In diesem Kunstforum aus Film und Kurzvorträgen wird das Kino (Ort, Gegenstand und Subjekt des Denkens. Nicolaas Schmidts filmische Installation „The Time For All But Sunset“ reflektiert ästhetisch den Ort des Kinos. Das Filmwerk und dessen sinnliche Wahrnehmungsweisen setzen dem Kinodispositiv der ideologischen Höhle eine Höhle der ästhetischen Reflexion entgegen, die eine spezifisch epistemologische Aufwertung erfährt: Die Projektion eines Doppelepisoden-Film aus zwei Plansequenzen, wird unterbrochen und der dynamische Zwischenraum zwischen Leinwand und Betrachter zum Element der filmischen Installation. Ein philosophischer Kurzvortrag nimmt hier seinen Ausgang.

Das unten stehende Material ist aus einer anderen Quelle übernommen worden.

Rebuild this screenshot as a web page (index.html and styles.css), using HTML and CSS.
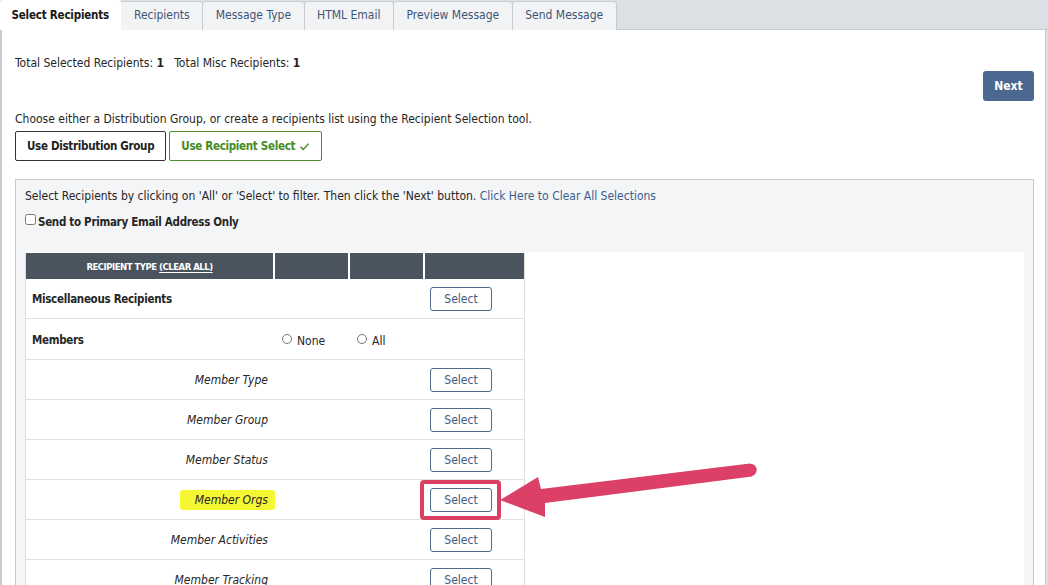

Die erste Episode ist FIRST TIME (Uraufführung August 2021):
Ein junger Mann am Fenster einer U-Bahn. Er schaut mit geschlossenen Augen in die untergehende Sonne, orange-rot leuchtet sie durch beide Lider. Ein anderer Junge setzt sich zu ihm. Während der Fahrt der rundläufigen Hamburger Linie U3 sitzen sie einander schweigend und spannungsvoll gegenüber, keiner von ihnen steigt aus. In einer 40-minütigen Plansequenz begleitet die Kamera beide seitlich und es entsteht eine minimal-atmosphärische Dramaturgie aus Sound/Musik von Goldener zu Blauer Stunde. Sie bildet das Prequel zur zweiten Episode
FINAL STAGE (2017):
Grauer Beton, Bürogebäude und ein Einkaufszentrum im 80er Brutalismus. Ein Junge durchquert in einer Plansequenz „Europas Längste Shopping Mall“. Er weint einsam jemandem nach (27min). Zwischen diesen beiden Filmprojektionen liegt unsichtbar, im Schwarzframe des Bandwechsels die Auflösung, Narration und das verbindende Element der montierten Filme – die (Liebes-) Geschichte der beiden Jungen: Die Kinosaalbeleuchtung wird leicht hochgedimmt, während ein Vollmond auf der Leinwand langsam zur realen, sich im Raum befindlichen Spiegelkugel transformiert und den Saal in eine rotierende Sternennacht verwandelt.
Anne Döring entwickelt im Ausgang von Schmidts Arbeit ihren ästhetischen Verfahren von extremer Zeitdehnung, narrativen Minimalismus, ihrer Verhandlung von Hokasawas „Walkman-Effekt“ und dem inszeniertem Medienwechsel den Begriff einer produktiv gestörten Immersion. Dabei wendet sie sich auch gegen die traditionelle Skepsis philosophischer Ästhetik gegenüber dem Sinnlichen und lotet dessen kritisches Potential aus.